What to work on →
Skip the pictures and repeat each line of the data exactly.

Task input →
────────────────────────────────────────
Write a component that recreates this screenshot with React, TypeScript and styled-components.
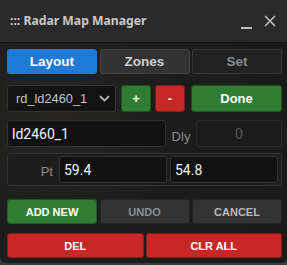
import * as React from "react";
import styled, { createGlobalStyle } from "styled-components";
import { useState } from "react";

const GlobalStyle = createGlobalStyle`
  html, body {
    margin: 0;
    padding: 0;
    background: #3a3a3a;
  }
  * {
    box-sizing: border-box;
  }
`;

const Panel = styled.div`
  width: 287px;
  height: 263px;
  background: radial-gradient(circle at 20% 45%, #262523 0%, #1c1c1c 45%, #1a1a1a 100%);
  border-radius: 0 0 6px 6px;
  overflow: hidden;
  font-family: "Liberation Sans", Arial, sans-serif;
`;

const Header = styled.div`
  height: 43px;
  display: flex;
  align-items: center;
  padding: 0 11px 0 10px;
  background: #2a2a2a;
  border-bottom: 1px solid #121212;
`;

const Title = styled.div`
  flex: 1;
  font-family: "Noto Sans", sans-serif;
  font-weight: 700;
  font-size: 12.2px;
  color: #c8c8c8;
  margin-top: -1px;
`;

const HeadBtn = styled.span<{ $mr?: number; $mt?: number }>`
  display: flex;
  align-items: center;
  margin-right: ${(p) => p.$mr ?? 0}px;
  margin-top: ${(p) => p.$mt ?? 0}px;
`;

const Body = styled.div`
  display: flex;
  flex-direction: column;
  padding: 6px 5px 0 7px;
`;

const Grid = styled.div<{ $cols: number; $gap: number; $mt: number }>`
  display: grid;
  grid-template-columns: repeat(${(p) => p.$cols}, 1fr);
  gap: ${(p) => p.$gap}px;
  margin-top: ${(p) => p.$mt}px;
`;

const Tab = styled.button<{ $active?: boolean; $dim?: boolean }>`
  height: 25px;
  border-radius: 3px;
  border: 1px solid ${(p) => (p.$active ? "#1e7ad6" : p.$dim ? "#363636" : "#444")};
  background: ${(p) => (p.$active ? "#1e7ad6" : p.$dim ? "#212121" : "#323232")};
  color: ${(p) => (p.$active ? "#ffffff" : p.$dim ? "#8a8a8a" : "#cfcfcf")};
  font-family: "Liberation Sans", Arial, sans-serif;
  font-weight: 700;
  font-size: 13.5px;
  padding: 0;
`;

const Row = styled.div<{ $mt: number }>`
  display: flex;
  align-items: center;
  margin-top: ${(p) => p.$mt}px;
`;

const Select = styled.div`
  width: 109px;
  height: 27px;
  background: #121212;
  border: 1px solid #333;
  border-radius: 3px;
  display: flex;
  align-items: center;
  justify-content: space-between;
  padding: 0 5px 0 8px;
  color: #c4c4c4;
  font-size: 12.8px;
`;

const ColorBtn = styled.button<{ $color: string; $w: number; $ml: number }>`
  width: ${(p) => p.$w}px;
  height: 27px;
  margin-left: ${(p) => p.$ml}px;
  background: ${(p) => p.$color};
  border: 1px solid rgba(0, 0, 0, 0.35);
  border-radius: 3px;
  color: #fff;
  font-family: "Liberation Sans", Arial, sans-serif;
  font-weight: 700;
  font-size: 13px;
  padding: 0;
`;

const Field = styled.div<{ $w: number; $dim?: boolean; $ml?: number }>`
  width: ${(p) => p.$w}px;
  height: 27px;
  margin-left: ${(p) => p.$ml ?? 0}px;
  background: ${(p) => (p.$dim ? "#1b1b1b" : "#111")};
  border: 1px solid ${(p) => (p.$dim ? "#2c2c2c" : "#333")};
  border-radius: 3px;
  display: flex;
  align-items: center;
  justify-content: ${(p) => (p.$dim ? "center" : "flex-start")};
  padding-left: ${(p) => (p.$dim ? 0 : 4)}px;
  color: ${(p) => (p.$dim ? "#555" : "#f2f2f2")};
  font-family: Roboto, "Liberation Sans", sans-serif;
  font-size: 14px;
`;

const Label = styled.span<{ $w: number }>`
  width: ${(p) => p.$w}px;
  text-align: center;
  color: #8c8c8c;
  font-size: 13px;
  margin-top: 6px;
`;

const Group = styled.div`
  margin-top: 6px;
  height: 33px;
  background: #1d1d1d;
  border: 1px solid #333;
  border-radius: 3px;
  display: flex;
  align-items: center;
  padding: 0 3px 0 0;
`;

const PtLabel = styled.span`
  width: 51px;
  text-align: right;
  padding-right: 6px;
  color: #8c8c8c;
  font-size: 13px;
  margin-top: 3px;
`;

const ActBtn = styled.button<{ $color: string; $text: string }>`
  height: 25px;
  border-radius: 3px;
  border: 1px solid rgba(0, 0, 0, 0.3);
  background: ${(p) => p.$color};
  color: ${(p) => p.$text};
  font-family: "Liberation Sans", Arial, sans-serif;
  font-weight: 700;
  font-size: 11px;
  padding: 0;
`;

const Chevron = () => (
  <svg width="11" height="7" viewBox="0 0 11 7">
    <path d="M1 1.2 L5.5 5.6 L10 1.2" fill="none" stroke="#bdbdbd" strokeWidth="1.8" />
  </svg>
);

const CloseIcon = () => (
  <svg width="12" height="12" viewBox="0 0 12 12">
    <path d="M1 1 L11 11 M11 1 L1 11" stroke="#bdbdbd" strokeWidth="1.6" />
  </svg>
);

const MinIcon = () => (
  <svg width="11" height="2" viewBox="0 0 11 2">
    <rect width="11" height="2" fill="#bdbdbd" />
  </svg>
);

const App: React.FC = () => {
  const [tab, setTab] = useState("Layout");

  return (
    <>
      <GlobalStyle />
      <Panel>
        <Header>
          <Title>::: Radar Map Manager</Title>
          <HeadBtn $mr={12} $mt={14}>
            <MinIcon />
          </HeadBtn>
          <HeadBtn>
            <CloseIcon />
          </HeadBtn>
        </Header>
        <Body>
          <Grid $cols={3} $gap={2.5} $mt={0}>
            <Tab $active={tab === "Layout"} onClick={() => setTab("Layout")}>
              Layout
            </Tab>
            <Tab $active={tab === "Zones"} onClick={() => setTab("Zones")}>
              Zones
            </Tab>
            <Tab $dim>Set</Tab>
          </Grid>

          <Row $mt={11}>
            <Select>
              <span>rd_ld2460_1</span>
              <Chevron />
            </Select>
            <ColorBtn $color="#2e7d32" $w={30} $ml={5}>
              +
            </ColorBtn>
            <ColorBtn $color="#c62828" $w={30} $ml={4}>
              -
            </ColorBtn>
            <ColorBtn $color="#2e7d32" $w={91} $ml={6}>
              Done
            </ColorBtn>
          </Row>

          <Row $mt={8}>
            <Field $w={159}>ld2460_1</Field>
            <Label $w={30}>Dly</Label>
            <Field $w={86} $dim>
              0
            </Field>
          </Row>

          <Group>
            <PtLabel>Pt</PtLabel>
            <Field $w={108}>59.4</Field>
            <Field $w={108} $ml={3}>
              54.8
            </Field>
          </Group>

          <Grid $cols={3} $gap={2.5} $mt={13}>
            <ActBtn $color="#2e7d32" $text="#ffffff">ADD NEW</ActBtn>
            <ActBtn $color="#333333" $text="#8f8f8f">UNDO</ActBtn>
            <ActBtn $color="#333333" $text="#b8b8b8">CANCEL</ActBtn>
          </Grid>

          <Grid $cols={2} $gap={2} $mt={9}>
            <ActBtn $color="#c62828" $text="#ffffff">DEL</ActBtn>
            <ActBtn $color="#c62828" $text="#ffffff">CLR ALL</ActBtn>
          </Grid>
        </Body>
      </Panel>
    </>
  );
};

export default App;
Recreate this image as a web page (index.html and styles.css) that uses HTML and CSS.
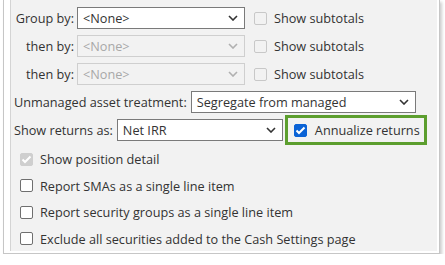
────────────────────────────────────────
Exercise response →
Write a component that recreates this screenshot with React, TypeScript and styled-components.
import * as React from "react";
import styled, { createGlobalStyle } from "styled-components";
import { useState } from "react";

const GlobalStyle = createGlobalStyle`
  html, body {
    margin: 0;
    padding: 0;
    background: #3a3a3a;
  }
  * {
    box-sizing: border-box;
  }
`;

const Panel = styled.div`
  width: 287px;
  height: 263px;
  background: radial-gradient(circle at 20% 45%, #262523 0%, #1c1c1c 45%, #1a1a1a 100%);
  border-radius: 0 0 6px 6px;
  overflow: hidden;
  font-family: "Liberation Sans", Arial, sans-serif;
`;

const Header = styled.div`
  height: 43px;
  display: flex;
  align-items: center;
  padding: 0 11px 0 10px;
  background: #2a2a2a;
  border-bottom: 1px solid #121212;
`;

const Title = styled.div`
  flex: 1;
  font-family: "Noto Sans", sans-serif;
  font-weight: 700;
  font-size: 12.2px;
  color: #c8c8c8;
  margin-top: -1px;
`;

const HeadBtn = styled.span<{ $mr?: number; $mt?: number }>`
  display: flex;
  align-items: center;
  margin-right: ${(p) => p.$mr ?? 0}px;
  margin-top: ${(p) => p.$mt ?? 0}px;
`;

const Body = styled.div`
  display: flex;
  flex-direction: column;
  padding: 6px 5px 0 7px;
`;

const Grid = styled.div<{ $cols: number; $gap: number; $mt: number }>`
  display: grid;
  grid-template-columns: repeat(${(p) => p.$cols}, 1fr);
  gap: ${(p) => p.$gap}px;
  margin-top: ${(p) => p.$mt}px;
`;

const Tab = styled.button<{ $active?: boolean; $dim?: boolean }>`
  height: 25px;
  border-radius: 3px;
  border: 1px solid ${(p) => (p.$active ? "#1e7ad6" : p.$dim ? "#363636" : "#444")};
  background: ${(p) => (p.$active ? "#1e7ad6" : p.$dim ? "#212121" : "#323232")};
  color: ${(p) => (p.$active ? "#ffffff" : p.$dim ? "#8a8a8a" : "#cfcfcf")};
  font-family: "Liberation Sans", Arial, sans-serif;
  font-weight: 700;
  font-size: 13.5px;
  padding: 0;
`;

const Row = styled.div<{ $mt: number }>`
  display: flex;
  align-items: center;
  margin-top: ${(p) => p.$mt}px;
`;

const Select = styled.div`
  width: 109px;
  height: 27px;
  background: #121212;
  border: 1px solid #333;
  border-radius: 3px;
  display: flex;
  align-items: center;
  justify-content: space-between;
  padding: 0 5px 0 8px;
  color: #c4c4c4;
  font-size: 12.8px;
`;

const ColorBtn = styled.button<{ $color: string; $w: number; $ml: number }>`
  width: ${(p) => p.$w}px;
  height: 27px;
  margin-left: ${(p) => p.$ml}px;
  background: ${(p) => p.$color};
  border: 1px solid rgba(0, 0, 0, 0.35);
  border-radius: 3px;
  color: #fff;
  font-family: "Liberation Sans", Arial, sans-serif;
  font-weight: 700;
  font-size: 13px;
  padding: 0;
`;

const Field = styled.div<{ $w: number; $dim?: boolean; $ml?: number }>`
  width: ${(p) => p.$w}px;
  height: 27px;
  margin-left: ${(p) => p.$ml ?? 0}px;
  background: ${(p) => (p.$dim ? "#1b1b1b" : "#111")};
  border: 1px solid ${(p) => (p.$dim ? "#2c2c2c" : "#333")};
  border-radius: 3px;
  display: flex;
  align-items: center;
  justify-content: ${(p) => (p.$dim ? "center" : "flex-start")};
  padding-left: ${(p) => (p.$dim ? 0 : 4)}px;
  color: ${(p) => (p.$dim ? "#555" : "#f2f2f2")};
  font-family: Roboto, "Liberation Sans", sans-serif;
  font-size: 14px;
`;

const Label = styled.span<{ $w: number }>`
  width: ${(p) => p.$w}px;
  text-align: center;
  color: #8c8c8c;
  font-size: 13px;
  margin-top: 6px;
`;

const Group = styled.div`
  margin-top: 6px;
  height: 33px;
  background: #1d1d1d;
  border: 1px solid #333;
  border-radius: 3px;
  display: flex;
  align-items: center;
  padding: 0 3px 0 0;
`;

const PtLabel = styled.span`
  width: 51px;
  text-align: right;
  padding-right: 6px;
  color: #8c8c8c;
  font-size: 13px;
  margin-top: 3px;
`;

const ActBtn = styled.button<{ $color: string; $text: string }>`
  height: 25px;
  border-radius: 3px;
  border: 1px solid rgba(0, 0, 0, 0.3);
  background: ${(p) => p.$color};
  color: ${(p) => p.$text};
  font-family: "Liberation Sans", Arial, sans-serif;
  font-weight: 700;
  font-size: 11px;
  padding: 0;
`;

const Chevron = () => (
  <svg width="11" height="7" viewBox="0 0 11 7">
    <path d="M1 1.2 L5.5 5.6 L10 1.2" fill="none" stroke="#bdbdbd" strokeWidth="1.8" />
  </svg>
);

const CloseIcon = () => (
  <svg width="12" height="12" viewBox="0 0 12 12">
    <path d="M1 1 L11 11 M11 1 L1 11" stroke="#bdbdbd" strokeWidth="1.6" />
  </svg>
);

const MinIcon = () => (
  <svg width="11" height="2" viewBox="0 0 11 2">
    <rect width="11" height="2" fill="#bdbdbd" />
  </svg>
);

const App: React.FC = () => {
  const [tab, setTab] = useState("Layout");

  return (
    <>
      <GlobalStyle />
      <Panel>
        <Header>
          <Title>::: Radar Map Manager</Title>
          <HeadBtn $mr={12} $mt={14}>
            <MinIcon />
          </HeadBtn>
          <HeadBtn>
            <CloseIcon />
          </HeadBtn>
        </Header>
        <Body>
          <Grid $cols={3} $gap={2.5} $mt={0}>
            <Tab $active={tab === "Layout"} onClick={() => setTab("Layout")}>
              Layout
            </Tab>
            <Tab $active={tab === "Zones"} onClick={() => setTab("Zones")}>
              Zones
            </Tab>
            <Tab $dim>Set</Tab>
          </Grid>

          <Row $mt={11}>
            <Select>
              <span>rd_ld2460_1</span>
              <Chevron />
            </Select>
            <ColorBtn $color="#2e7d32" $w={30} $ml={5}>
              +
            </ColorBtn>
            <ColorBtn $color="#c62828" $w={30} $ml={4}>
              -
            </ColorBtn>
            <ColorBtn $color="#2e7d32" $w={91} $ml={6}>
              Done
            </ColorBtn>
          </Row>

          <Row $mt={8}>
            <Field $w={159}>ld2460_1</Field>
            <Label $w={30}>Dly</Label>
            <Field $w={86} $dim>
              0
            </Field>
          </Row>

          <Group>
            <PtLabel>Pt</PtLabel>
            <Field $w={108}>59.4</Field>
            <Field $w={108} $ml={3}>
              54.8
            </Field>
          </Group>

          <Grid $cols={3} $gap={2.5} $mt={13}>
            <ActBtn $color="#2e7d32" $text="#ffffff">ADD NEW</ActBtn>
            <ActBtn $color="#333333" $text="#8f8f8f">UNDO</ActBtn>
            <ActBtn $color="#333333" $text="#b8b8b8">CANCEL</ActBtn>
          </Grid>

          <Grid $cols={2} $gap={2} $mt={9}>
            <ActBtn $color="#c62828" $text="#ffffff">DEL</ActBtn>
            <ActBtn $color="#c62828" $text="#ffffff">CLR ALL</ActBtn>
          </Grid>
        </Body>
      </Panel>
    </>
  );
};

export default App;
Recreate this image as a web page (index.html and styles.css) that uses HTML and CSS.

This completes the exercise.